Kaji, you've evaded the clear points I raised about the nature of measurement only to continue asserting that what we have isn't one. Why should I even continue to discuss with you when you won't explain why you say that this isn't a measurement when e.g. using a scale (which is also not infinitely precise, and is subject to complicated biases and noise), taking a survey, or taking a census are all considered to be measurements. If you will say that there is no such thing as a measurement of a physical quantity then I will agree with you, given this definition of measurement, that we haven't made a measurement here.
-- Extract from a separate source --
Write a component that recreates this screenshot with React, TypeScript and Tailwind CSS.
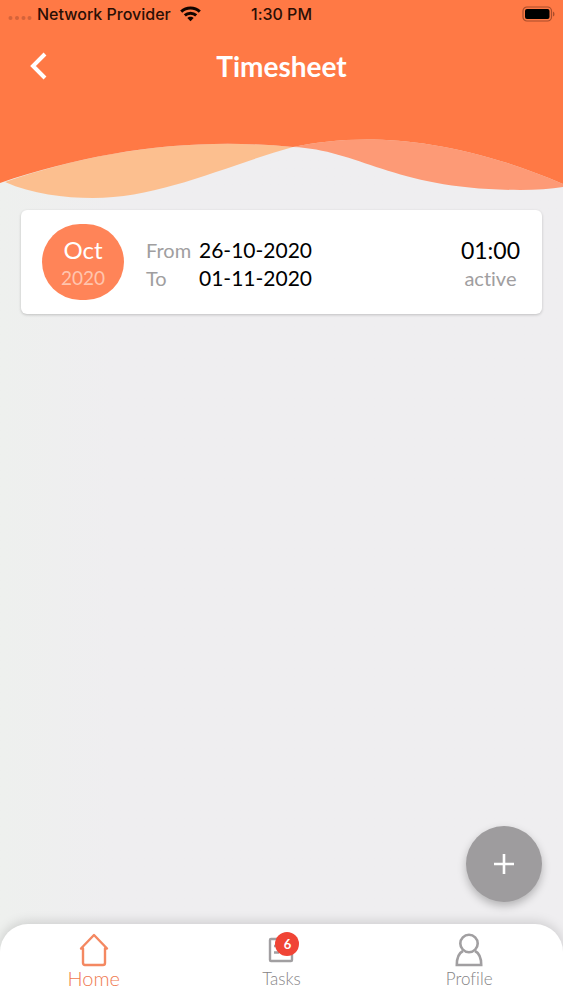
import React from "react";

function StatusBar() {
  return (
    <div className="grid h-7 grid-cols-[1fr_auto_1fr] items-center pr-2 pl-2 font-['Inter',sans-serif] text-base font-medium text-[#2a0f05]">
      <div className="flex items-center gap-[5px]">
        <svg width="24" height="16" viewBox="0 0 24 16" fill="#d4633a" aria-hidden="true">
          <circle cx="2.5" cy="12" r="2" />
          <circle cx="9" cy="12" r="2" />
          <circle cx="15.5" cy="12" r="2" />
          <circle cx="21.5" cy="12" r="2" />
        </svg>
        <span className="whitespace-nowrap">Network Provider</span>
        <svg className="ml-1" width="21" height="16" viewBox="0 0 21 16" fill="none" stroke="#120500" strokeWidth="3" aria-hidden="true">
          <path d="M1.2 5.6C6.5 .7 14.5 .7 19.8 5.6" />
          <path d="M4.8 9.3C8 6.4 13 6.4 16.2 9.3" />
          <path d="M7.3 12C9 10.3 12 10.3 13.7 12L10.5 15.2Z" fill="#120500" stroke="none" />
        </svg>
      </div>
      <span>1:30 PM</span>
      <svg className="justify-self-end" width="33" height="16" viewBox="0 0 33 16" aria-hidden="true">
        <rect x="1" y="1" width="28.5" height="14" rx="4" fill="none" stroke="#a94d2b" strokeWidth="1.2" />
        <rect x="3" y="3" width="24.5" height="10" rx="2" fill="#000" />
        <path d="M31 5.5Q32.5 6 32.5 8T31 10.5Z" fill="#a94d2b" />
      </svg>
    </div>
  );
}

function Header() {
  return (
    <header>
      <div className="h-[130px] bg-[#ff7945]">
        <StatusBar />
        <div className="grid h-[76px] grid-cols-[1fr_auto_1fr] items-center px-7">
          <button type="button" aria-label="Back" className="flex size-6 items-center">
            <svg width="20" height="28" viewBox="0 0 20 28" fill="none" stroke="#fff" strokeWidth="4" aria-hidden="true">
              <path d="M17 2L5 14L17 26" />
            </svg>
          </button>
          <h1 className="font-['Lato',sans-serif] text-[28px] leading-8 font-bold text-white">Timesheet</h1>
        </div>
      </div>
      <svg className="block h-[70px] w-full" viewBox="0 130 563 70" preserveAspectRatio="none" aria-hidden="true">
        <path d="M0 183L5 182C32 194 64 198 93 198C160 198 225 166 293 147C190 137 95 151 5 182Z" fill="#fcbf8f" />
        <path d="M293 147C360 150 395 190 520 190Q545 190 563 187V184C440 131 350 135 293 147Z" fill="#fd9a76" />
        <path d="M0 130V183C95 151 190 137 293 147C350 135 440 131 563 184V130Z" fill="#ff7945" />
      </svg>
    </header>
  );
}

function TimesheetCard() {
  return (
    <article className="flex items-center rounded-md bg-white py-[14px] pr-[22px] pl-[21px] font-['Lato',sans-serif] shadow-[0_1px_3px_rgba(0,0,0,0.2)]">
      <div className="flex h-19 w-[82px] flex-col items-center justify-center rounded-[38px] bg-[#ff8458] pt-1">
        <span className="text-2xl leading-7 text-white">Oct</span>
        <span className="text-[19px] leading-7 text-[#ffc5ae]">2020</span>
      </div>
      <dl className="ml-[22px] grid grid-cols-[53px_auto] items-baseline pt-1 text-[21px] leading-7 text-black">
        <dt className="text-xl leading-7 text-[#a09ea0]">From</dt>
        <dd>26-10-2020</dd>
        <dt className="text-xl leading-7 text-[#a09ea0]">To</dt>
        <dd>01-11-2020</dd>
      </dl>
      <div className="ml-auto flex flex-col items-center pt-1">
        <span className="text-[23px] leading-7 text-black">01:00</span>
        <span className="text-xl leading-7 text-[#a09ea0]">active</span>
      </div>
    </article>
  );
}

function HomeIcon() {
  return (
    <svg width="30" height="34" viewBox="0 0 30 34" fill="none" stroke="#f48861" strokeWidth="2.4" strokeLinejoin="round" strokeLinecap="round" aria-hidden="true">
      <path d="M15 2L28 15.5H26V30Q26 32 24 32H6Q4 32 4 30V15.5H2Z" />
    </svg>
  );
}

function TasksIcon() {
  return (
    <svg width="26" height="34" viewBox="0 0 26 34" fill="none" stroke="#a19fa1" strokeWidth="2.4" aria-hidden="true">
      <rect x="2" y="6" width="22" height="22" rx="1" />
      <path d="M6 19.5H11M6 13H10M13 13H20" />
    </svg>
  );
}

function ProfileIcon() {
  return (
    <svg width="28" height="34" viewBox="0 0 28 34" fill="none" stroke="#a19fa1" strokeWidth="2.6" aria-hidden="true">
      <circle cx="14" cy="10.5" r="8.7" />
      <path d="M8 18C4 20 1.8 25 1.8 32H26.2C26.2 25 24 20 20 18" />
    </svg>
  );
}

function TabBar() {
  return (
    <nav className="grid h-19 grid-cols-3 rounded-t-[28px] bg-white pt-[9px] font-['Lato',sans-serif] text-[17px] leading-6 font-light text-[#858385] shadow-[0_-2px_12px_rgba(0,0,0,0.15)]">
      <a href="#home" aria-current="page" className="flex flex-col items-center text-xl leading-[22px] text-[#f07a50]">
        <HomeIcon />
        <span>Home</span>
      </a>
      <a href="#tasks" className="flex flex-col items-center">
        <span className="relative">
          <TasksIcon />
          <span className="absolute -top-px left-[7px] flex size-6 items-center justify-center rounded-full bg-[#f04435] text-[13px] font-bold text-white">6</span>
        </span>
        <span>Tasks</span>
      </a>
      <a href="#profile" className="flex flex-col items-center">
        <ProfileIcon />
        <span className="[font-variant-ligatures:none]">Profile</span>
      </a>
    </nav>
  );
}

export default function App() {
  return (
    <div className="flex min-h-screen flex-col bg-linear-to-r from-[#eef0ee] to-[#efeef0] to-20% [font-variant-ligatures:none]">
      <Header />
      <main className="flex flex-1 flex-col px-[21px] pt-[10px] pb-[22px]">
        <TimesheetCard />
        <button
          type="button"
          aria-label="Add timesheet"
          className="mt-auto flex size-19 items-center justify-center self-end rounded-full bg-[#9e9c9e] shadow-[0_4px_8px_rgba(0,0,0,0.25)]"
        >
          <svg width="20" height="20" viewBox="0 0 20 20" stroke="#fff" strokeWidth="2.6" aria-hidden="true">
            <path d="M10 0V20M0 10H20" />
          </svg>
        </button>
      </main>
      <TabBar />
    </div>
  );
}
Otherwise, I fail to see what you're arguing— that the pool operators are liars when they said they went down— that the pool users were hallucinating when they saw their miners idle— that the rate didn't really go down and that the system was just really unlucky at the time of these lies and hallucinations? There is an actual real number of hashes performed, and there is an actual real rate of them being performed over a given interval. These numbers are only known at the miner itself. They are not collected by the pools, they are not collated globally. If they were, we would have actual measurements. Instead, we have an interval, and the number of hashes that we expect it would take, on average, to perform the work demonstrated. Divide one by the other, and we have an estimate of the hash rate. This is only an estimate because, and this is key, the number of hashes it takes to make any given block is nondeterministic. You can't measure a single nondeterministic event, or even a small number of them, and call it a measurement. I guess if we can't agree on that, it is pointless to continue, but you should totally write a paper and claim your Nobel Prize, because a way to determine nondeterministic systems would probably be the biggest discovery since relativity. Maybe since ever. Or maybe you can only go so far as to say that SHA256 is predictable, in which case the world's cryptographers would love to hear what you have to say. By the way, I've never said that the pool operators were liars, nor that the pool users were hallucinating. I merely said, and I'll quote myself: No one has any idea where the error bars on the hash rate graphs should be. On the 1 day line, they will be astronomically huge (not to mention the 8 hour window, lol). Like several times the width of the plotted channel huge.
DO NOT MAKE ASSUMPTIONS BASED ON THOSE GRAPHS. They are estimates, not measurements.